_Exercise directions_. Strip the pictures and reproduce the rest of the listing exactly.

_Available data_.
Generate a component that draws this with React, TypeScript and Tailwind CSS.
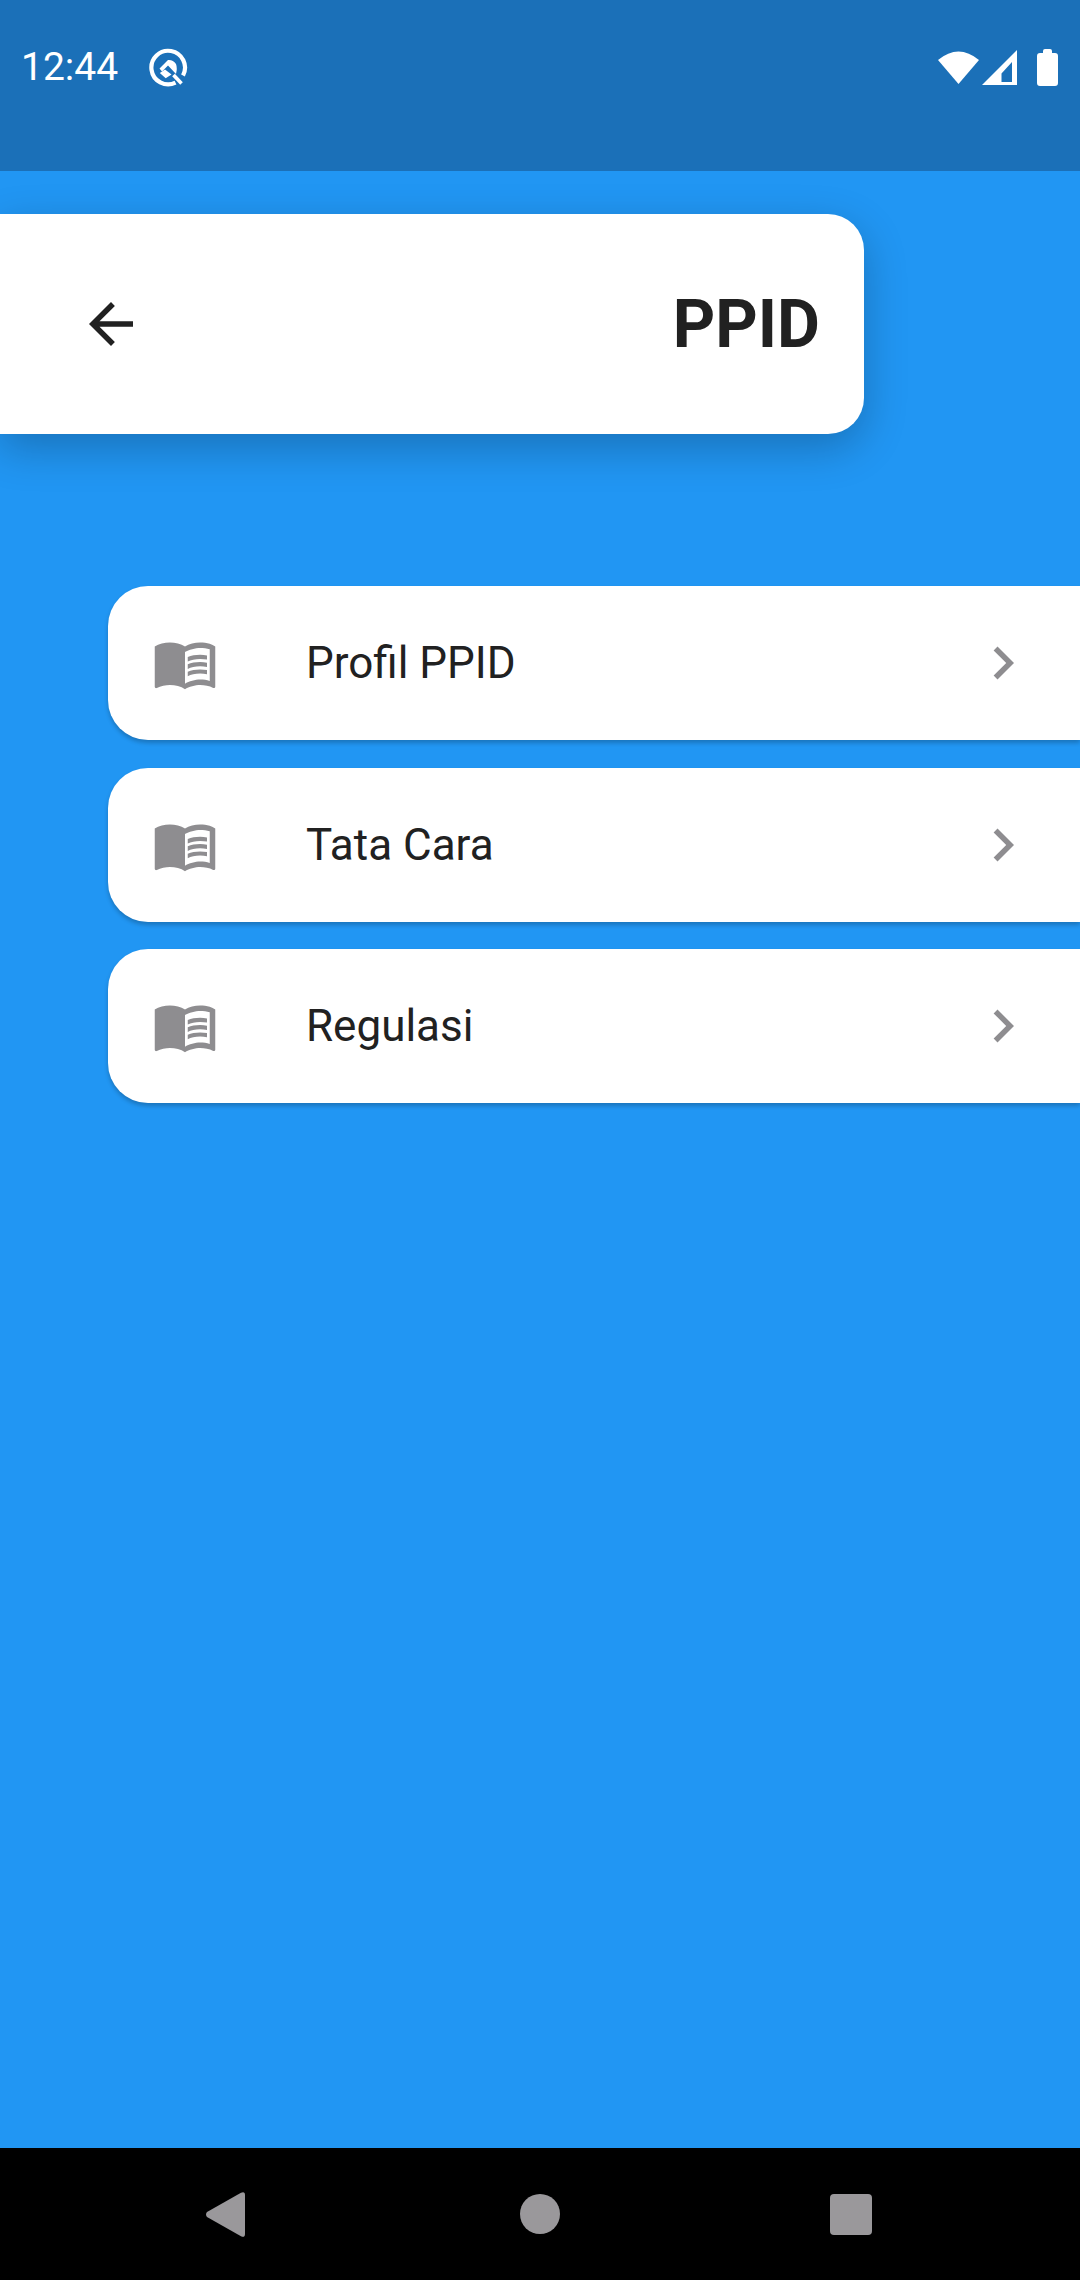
import { MdArrowBack, MdChevronRight, MdMenuBook } from "react-icons/md";

const menus = ["Profil PPID", "Tata Cara", "Regulasi"];

const QIcon = () => (
  <svg width="40" height="40" viewBox="0 0 40 40" fill="none">
    <path d="M27.500 34.700A16.800 16.800 0 1 1 35 27.500" stroke="white" strokeWidth="4.200" />
    <path d="M25.500 27 33.500 35.500" stroke="white" strokeWidth="3.600" />
    <path d="M11.500 20.500 20 12Q25 11.500 28 16Q29.500 20 28 26L20 17.500 14 23.500Z" fill="white" />
    <path d="M17 21.500 11.800 25 17.700 30.300 23.500 26.500Z" fill="white" />
  </svg>
);

const StatusBar = () => (
  <div className="h-[171px] shrink-0 bg-[#1b70b8] flex justify-between pl-[21px] pr-[22px] pt-[48px] text-white">
    <div className="flex items-start">
      <span className="text-[39px] leading-[39px] font-normal">12:44</span>
      <span className="ml-[30px]">
        <QIcon />
      </span>
    </div>
    <div className="flex items-start">
      <svg width="41" height="35" viewBox="0 0 41 35" className="mt-[2px]">
        <path d="M0 10Q20.500 -7 41 10L20.500 34Z" fill="white" />
      </svg>
      <svg width="35" height="35" viewBox="0 0 35 35" className="mt-[2px] ml-[3px]">
        <path fillRule="evenodd" d="M0 35 35 0V35ZM19.500 32H30V12L19.500 23.500Z" fill="white" />
      </svg>
      <svg width="21" height="37" viewBox="0 0 21 37" className="mt-[1px] ml-[20px]">
        <path d="M6 4V2Q6 0 8 0H13Q15 0 15 2V4H18Q21 4 21 7V34Q21 37 18 37H3Q0 37 0 34V7Q0 4 3 4Z" fill="white" />
      </svg>
    </div>
  </div>
);

const NavBar = () => (
  <div className="h-[132px] shrink-0 bg-black flex items-start pt-[44px]">
    <svg width="39" height="45" viewBox="0 0 39 45" className="ml-[206px]">
      <path d="M1 20 35 0.700Q39 -1 39 3V42Q39 46 35 44.300L1 25Q-1 22.500 1 20Z" fill="#9a989b" />
    </svg>
    <div className="ml-[275px] mt-[2px] w-10 h-10 rounded-full bg-[#9a989b]" />
    <div className="ml-[270px] mt-[2px] w-[42px] h-[41px] rounded-[4px] bg-[#9a989b]" />
  </div>
);

const MenuItem = ({ label }: { label: string }) => (
  <div className="h-[154px] rounded-l-[40px] bg-white flex items-center px-11 shadow-[0_3px_4px_rgba(0,0,0,0.22)]">
    <MdMenuBook size={66} color="#8e8d90" />
    <p className="ml-[88px] flex-1 text-[44px] text-[#212121]">{label}</p>
    <MdChevronRight size={66} color="#8e8d90" />
  </div>
);

export default function App() {
  return (
    <div className="h-[2280px] flex flex-col bg-[#2196f3] font-['Roboto',sans-serif] overflow-hidden">
      <StatusBar />
      <div className="flex-1">
        <div className="mt-[43px] w-[864px] h-[220px] rounded-r-[36px] bg-white flex items-center justify-between pl-[78px] pr-11 shadow-[0_14px_44px_rgba(0,0,0,0.24)]">
          <MdArrowBack size={66} color="#212121" />
          <p className="text-[66px] font-bold text-[#212121]">PPID</p>
        </div>
        <div className="mt-[152px] ml-[108px] flex flex-col gap-[27.5px]">
          {menus.map((m) => (
            <MenuItem key={m} label={m} />
          ))}
        </div>
      </div>
      <NavBar />
    </div>
  );
}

_Task response_.
Generate a component that draws this with React, TypeScript and Tailwind CSS.
import { MdArrowBack, MdChevronRight, MdMenuBook } from "react-icons/md";

const menus = ["Profil PPID", "Tata Cara", "Regulasi"];

const QIcon = () => (
  <svg width="40" height="40" viewBox="0 0 40 40" fill="none">
    <path d="M27.500 34.700A16.800 16.800 0 1 1 35 27.500" stroke="white" strokeWidth="4.200" />
    <path d="M25.500 27 33.500 35.500" stroke="white" strokeWidth="3.600" />
    <path d="M11.500 20.500 20 12Q25 11.500 28 16Q29.500 20 28 26L20 17.500 14 23.500Z" fill="white" />
    <path d="M17 21.500 11.800 25 17.700 30.300 23.500 26.500Z" fill="white" />
  </svg>
);

const StatusBar = () => (
  <div className="h-[171px] shrink-0 bg-[#1b70b8] flex justify-between pl-[21px] pr-[22px] pt-[48px] text-white">
    <div className="flex items-start">
      <span className="text-[39px] leading-[39px] font-normal">12:44</span>
      <span className="ml-[30px]">
        <QIcon />
      </span>
    </div>
    <div className="flex items-start">
      <svg width="41" height="35" viewBox="0 0 41 35" className="mt-[2px]">
        <path d="M0 10Q20.500 -7 41 10L20.500 34Z" fill="white" />
      </svg>
      <svg width="35" height="35" viewBox="0 0 35 35" className="mt-[2px] ml-[3px]">
        <path fillRule="evenodd" d="M0 35 35 0V35ZM19.500 32H30V12L19.500 23.500Z" fill="white" />
      </svg>
      <svg width="21" height="37" viewBox="0 0 21 37" className="mt-[1px] ml-[20px]">
        <path d="M6 4V2Q6 0 8 0H13Q15 0 15 2V4H18Q21 4 21 7V34Q21 37 18 37H3Q0 37 0 34V7Q0 4 3 4Z" fill="white" />
      </svg>
    </div>
  </div>
);

const NavBar = () => (
  <div className="h-[132px] shrink-0 bg-black flex items-start pt-[44px]">
    <svg width="39" height="45" viewBox="0 0 39 45" className="ml-[206px]">
      <path d="M1 20 35 0.700Q39 -1 39 3V42Q39 46 35 44.300L1 25Q-1 22.500 1 20Z" fill="#9a989b" />
    </svg>
    <div className="ml-[275px] mt-[2px] w-10 h-10 rounded-full bg-[#9a989b]" />
    <div className="ml-[270px] mt-[2px] w-[42px] h-[41px] rounded-[4px] bg-[#9a989b]" />
  </div>
);

const MenuItem = ({ label }: { label: string }) => (
  <div className="h-[154px] rounded-l-[40px] bg-white flex items-center px-11 shadow-[0_3px_4px_rgba(0,0,0,0.22)]">
    <MdMenuBook size={66} color="#8e8d90" />
    <p className="ml-[88px] flex-1 text-[44px] text-[#212121]">{label}</p>
    <MdChevronRight size={66} color="#8e8d90" />
  </div>
);

export default function App() {
  return (
    <div className="h-[2280px] flex flex-col bg-[#2196f3] font-['Roboto',sans-serif] overflow-hidden">
      <StatusBar />
      <div className="flex-1">
        <div className="mt-[43px] w-[864px] h-[220px] rounded-r-[36px] bg-white flex items-center justify-between pl-[78px] pr-11 shadow-[0_14px_44px_rgba(0,0,0,0.24)]">
          <MdArrowBack size={66} color="#212121" />
          <p className="text-[66px] font-bold text-[#212121]">PPID</p>
        </div>
        <div className="mt-[152px] ml-[108px] flex flex-col gap-[27.5px]">
          {menus.map((m) => (
            <MenuItem key={m} label={m} />
          ))}
        </div>
      </div>
      <NavBar />
    </div>
  );
}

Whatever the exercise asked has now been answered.